WHAT YOU ARE ASKED TO DO: Select and reproduce each line of the listing below that bears the string "components".

#### RECORDED INFORMATION

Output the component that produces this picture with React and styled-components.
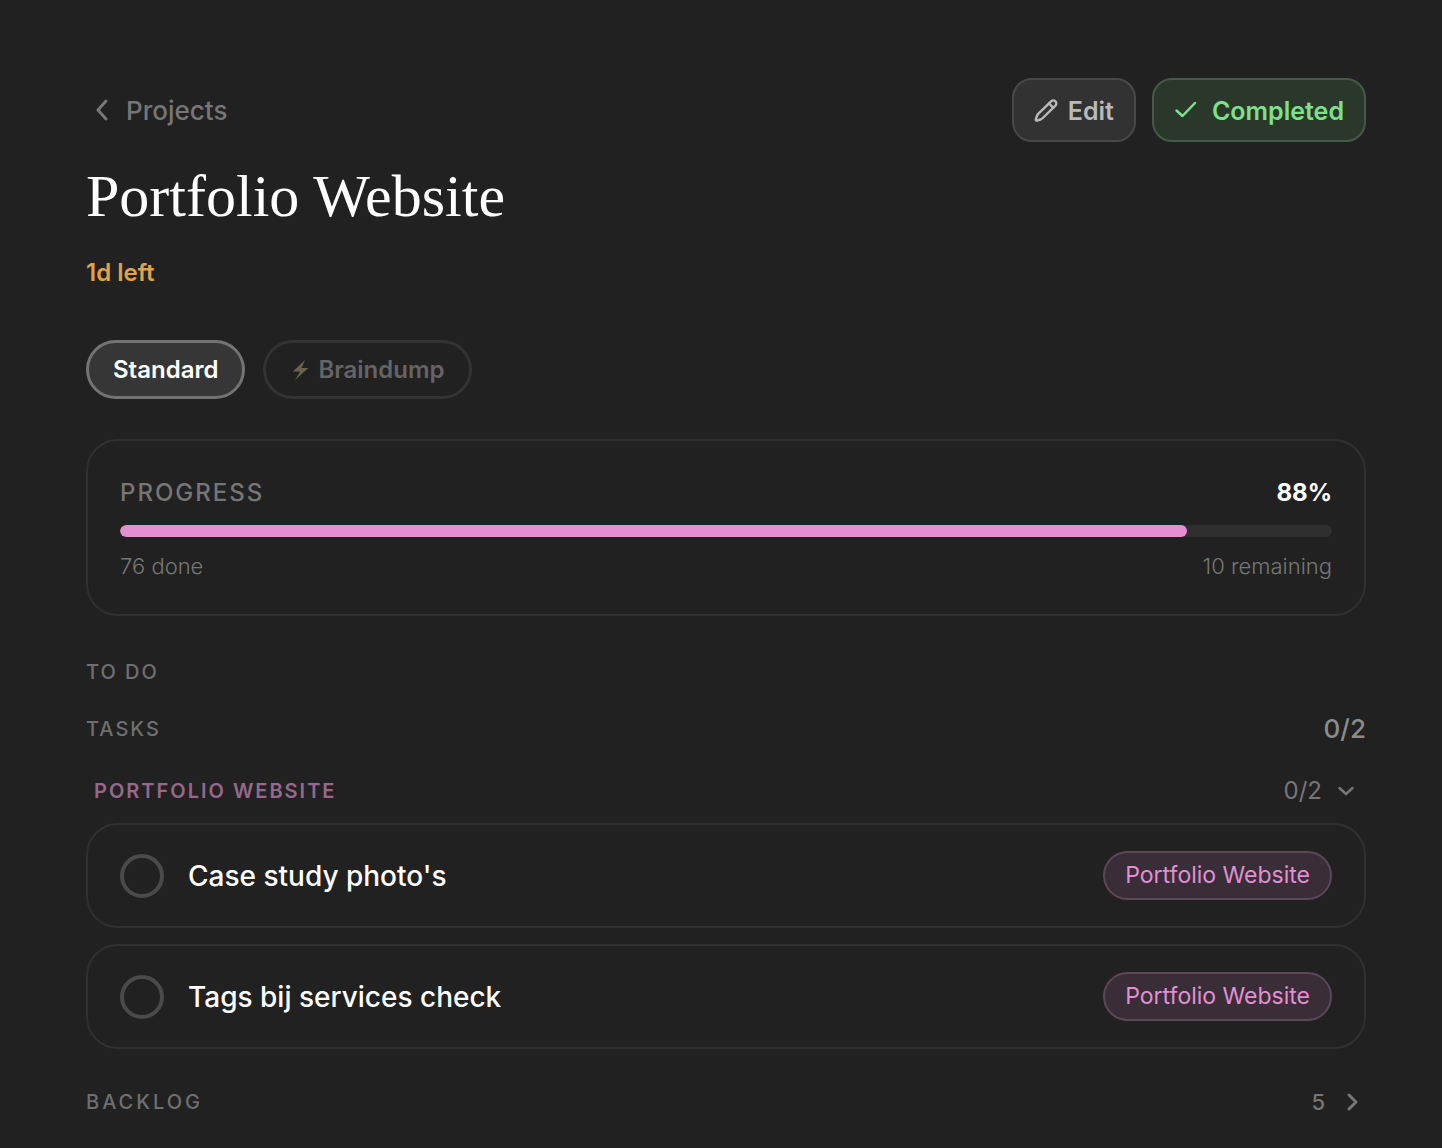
import React, { useState } from "react";
import styled, { createGlobalStyle, css } from "styled-components";

const GlobalStyle = createGlobalStyle`
  * {
    box-sizing: border-box;
  }
  body {
    margin: 0;
    background: #212121;
    color: #fff;
    font-family: Inter, "Open Sans", sans-serif;
    -webkit-font-smoothing: antialiased;
  }
  button {
    font-family: inherit;
    cursor: pointer;
  }
`;

const Page = styled.main`
  padding: 78px 76px 28px 86px;
`;

const TopBar = styled.header`
  display: flex;
  justify-content: space-between;
  align-items: center;
`;

const BackLink = styled.a`
  display: flex;
  align-items: center;
  gap: 12px;
  padding: 2px 0 0 4px;
  color: #767676;
  font-size: 26px;
  line-height: 32px;
  font-weight: 500;
  text-decoration: none;
`;

const Actions = styled.div`
  display: flex;
  gap: 16px;
`;

const ActionButton = styled.button`
  display: flex;
  align-items: center;
  gap: 10px;
  height: 64px;
  padding: 2px 20px 0;
  border: 2px solid #484848;
  border-radius: 20px;
  background: #323232;
  color: #b9b9b9;
  font-size: 25px;
  line-height: 32px;
  font-weight: 600;
  ${({ $done }) =>
    $done &&
    css`
      gap: 14px;
      border-color: #435a47;
      background: #2a382c;
      color: #7fe08a;
    `}
`;

const Title = styled.h1`
  margin: 18px 0 0;
  font-family: "Liberation Serif", serif;
  font-size: 60px;
  line-height: 72px;
  font-weight: 400;
`;

const Deadline = styled.p`
  margin: 27px 0 0;
  color: #e0a24a;
  font-size: 24px;
  line-height: 28px;
  font-weight: 600;
`;

const Modes = styled.div`
  display: flex;
  gap: 18px;
  margin-top: 53px;
`;

const ModeButton = styled.button`
  display: flex;
  align-items: center;
  gap: 6px;
  height: 59px;
  padding: 0 24px;
  border: 3px solid ${({ $active }) => ($active ? "#737373" : "#333333")};
  border-radius: 30px;
  background: ${({ $active }) => ($active ? "#363636" : "transparent")};
  color: ${({ $active }) => ($active ? "#fff" : "#646464")};
  font-size: 24px;
  line-height: 28px;
  font-weight: 600;
`;

const Card = styled.section`
  margin-top: 40px;
  padding: 36px 32px 34px;
  border: 2px solid #303030;
  border-radius: 32px;
`;

const Row = styled.div`
  display: flex;
  justify-content: space-between;
  align-items: center;
`;

const ProgressLabel = styled.h2`
  margin: 0;
  color: #767676;
  font-size: 24px;
  line-height: 32px;
  font-weight: 500;
  letter-spacing: 2px;
`;

const Percent = styled.strong`
  font-size: 24px;
  line-height: 32px;
  font-weight: 700;
`;

const Track = styled.div`
  height: 12px;
  margin: 16px 0 15px;
  border-radius: 6px;
  background: #2f2f2f;
  overflow: hidden;
`;

const Fill = styled.div`
  height: 100%;
  border-radius: 6px;
  background: #e38fd2;
`;

const Note = styled.span`
  color: #777777;
  font-size: 22px;
  line-height: 28px;
  font-weight: 300;
`;

const SectionLabel = styled.h2`
  margin: 0;
  color: #6f6f6f;
  font-size: 20px;
  line-height: 28px;
  font-weight: 500;
  letter-spacing: 2px;
`;

const TodoLabel = styled(SectionLabel)`
  margin-top: 42px;
`;

const TasksRow = styled(Row)`
  margin-top: 27px;
`;

const Total = styled.span`
  color: #8c8c8c;
  font-size: 26px;
  line-height: 32px;
  font-weight: 500;
`;

const GroupToggle = styled.button`
  display: flex;
  justify-content: space-between;
  align-items: center;
  width: 100%;
  margin-top: 30px;
  padding: 0 8px;
  border: 0;
  background: none;
  color: #767676;
`;

const GroupName = styled.span`
  color: #96688b;
  font-size: 20px;
  line-height: 32px;
  font-weight: 600;
  letter-spacing: 2px;
`;

const ToggleCount = styled.span`
  display: flex;
  align-items: center;
  gap: 12px;
  font-size: 24px;
  line-height: 32px;
  font-weight: 400;
`;

const TaskList = styled.ul`
  display: grid;
  gap: 16px;
  margin: 16px 0 0;
  padding: 0;
  list-style: none;
`;

const TaskItem = styled.li`
  display: flex;
  justify-content: space-between;
  align-items: center;
  height: 105px;
  padding: 0 32px;
  border: 2px solid #303030;
  border-radius: 32px;
`;

const TaskLabel = styled.label`
  display: flex;
  align-items: center;
  gap: 24px;
  font-size: 28px;
  line-height: 36px;
  font-weight: 500;
`;

const Check = styled.input`
  appearance: none;
  width: 44px;
  height: 44px;
  margin: 0;
  border: 4px solid #4a4a4a;
  border-radius: 50%;
  &:checked {
    background: #e38fd2;
  }
`;

const Tag = styled.span`
  padding: 8px 20px;
  border: 2px solid #5b4857;
  border-radius: 25px;
  background: #392d38;
  color: #e38fd2;
  font-size: 23px;
  line-height: 29px;
`;

const BacklogToggle = styled(GroupToggle)`
  margin-top: 37px;
  padding: 0 1px 0 0;
`;

const BacklogLabel = styled(SectionLabel)`
  letter-spacing: 3px;
`;

const BacklogCount = styled(ToggleCount)`
  gap: 16px;
  font-size: 22px;
  font-weight: 500;
`;

const Icon = ({ size, children, ...rest }) => (
  <svg
    width={size}
    height={size}
    viewBox="0 0 24 24"
    fill="none"
    stroke="currentColor"
    strokeWidth="2"
    strokeLinecap="round"
    strokeLinejoin="round"
    aria-hidden="true"
    {...rest}
  >
    {children}
  </svg>
);

const tasks = [
  { id: "photos", name: "Case study photo's" },
  { id: "tags", name: "Tags bij services check" },
];

const done = 76;
const remaining = 10;
const progress = (done / (done + remaining)) * 100;

export default function App() {
  const [mode, setMode] = useState("standard");
  return (
    <>
      <GlobalStyle />
      <Page>
        <TopBar>
          <BackLink href="#projects">
            <Icon size={24} strokeWidth="3">
              <path d="M16 2 8 11l8 9" />
            </Icon>
            Projects
          </BackLink>
          <Actions>
            <ActionButton type="button">
              <Icon size={24} strokeWidth="2.4">
                <path d="M21.4 6.6a3 3 0 0 0-4.300-4.300L4.400 14.600c-.7.700-1.200 1.600-1.500 2.500l-1.100 3.300c-.2.800.400 1.400 1.200 1.200l3.400-1.100c.9-.3 1.700-.8 2.400-1.500z" />
                <path d="m15 4.500 4.300 4.300" />
              </Icon>
              Edit
            </ActionButton>
            <ActionButton type="button" $done>
              <Icon size={24} strokeWidth="2.5">
                <path d="m2.500 11.500 6 5.500L21 4" />
              </Icon>
              Completed
            </ActionButton>
          </Actions>
        </TopBar>
        <Title>Portfolio Website</Title>
        <Deadline>1d left</Deadline>
        <Modes>
          <ModeButton
            type="button"
            $active={mode === "standard"}
            onClick={() => setMode("standard")}
          >
            Standard
          </ModeButton>
          <ModeButton
            type="button"
            $active={mode === "braindump"}
            onClick={() => setMode("braindump")}
          >
            <Icon size={22} fill="#6a644c" stroke="none">
              <path d="M16.500 1 3 13.500h8L5.500 23 20 9.800h-7.500z" />
            </Icon>
            Braindump
          </ModeButton>
        </Modes>
        <Card>
          <Row>
            <ProgressLabel>PROGRESS</ProgressLabel>
            <Percent>{Math.round(progress)}%</Percent>
          </Row>
          <Track>
            <Fill style={{ width: `${Math.round(progress)}%` }} />
          </Track>
          <Row>
            <Note>{done} done</Note>
            <Note>{remaining} remaining</Note>
          </Row>
        </Card>
        <TodoLabel>TO DO</TodoLabel>
        <TasksRow>
          <SectionLabel>TASKS</SectionLabel>
          <Total>0/2</Total>
        </TasksRow>
        <GroupToggle type="button">
          <GroupName>PORTFOLIO WEBSITE</GroupName>
          <ToggleCount>
            0/2
            <Icon size={24} strokeWidth="2.5">
              <path d="m5.500 9 6.500 6 6.500-6" />
            </Icon>
          </ToggleCount>
        </GroupToggle>
        <TaskList>
          {tasks.map(({ id, name }) => (
            <TaskItem key={id}>
              <TaskLabel htmlFor={id}>
                <Check type="checkbox" id={id} />
                {name}
              </TaskLabel>
              <Tag>Portfolio Website</Tag>
            </TaskItem>
          ))}
        </TaskList>
        <BacklogToggle type="button">
          <BacklogLabel as="span">BACKLOG</BacklogLabel>
          <BacklogCount>
            5
            <Icon size={24} strokeWidth="3">
              <path d="m8 5 7 7-7 7" />
            </Icon>
          </BacklogCount>
        </BacklogToggle>
      </Page>
    </>
  );
}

########

RESULT:
Output the component that produces this picture with React and styled-components.
import styled, { createGlobalStyle, css } from "styled-components";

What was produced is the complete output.